Climatopolis is an optimistic book that previews how we will individually and collectively adapt to climate change. If the world could cap global greenhouse gas production, then adaptation would be much easier. But, the world’s population and per-capita income continue to grow. Without being overly dramatic, climate change is coming. It would certainly be easier to adapt to climate change if we could stabilize global carbon dioxide levels, but I believe that the fundamental global free rider problem means that it will continue to rise. How will we respond to this anticipated but uncertain threat?
The neo-classical economics perspective views people as if they are Mr. Spock from Star Trek. This vision treats people as forward looking decision makers with rational expectations. Rational expectations does not equal perfect foresight. Instead it means that people use all currently available information in forming their best predictions of the future. Such aware individuals know “that they do not know” and invest in learning to update their priors through Bayesian updating.
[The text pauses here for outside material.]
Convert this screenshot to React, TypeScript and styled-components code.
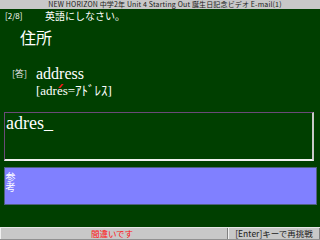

As climate scientists learn more and this information becomes public knowledge this information influences our investment decisions along a variety of margins including migration patterns, and the products we purchase.
In contrast, the upstart group of behavioral economists would say that most of us are Homer Simpsons who represent a set of climate change deniers or technological optimists who figure that some nerd will come up with a magical fix if and when climate change really unfolds. This view of men and women fosters a pessimistic view of our ability to adapt to climate change because it hints that a global “Titanic” day of reckoning awaits us.
But, imagine a diverse world in which for every 100 citizens; there are 97 Homer Simpsons and 3 Spocks. The self interested second group can and [...]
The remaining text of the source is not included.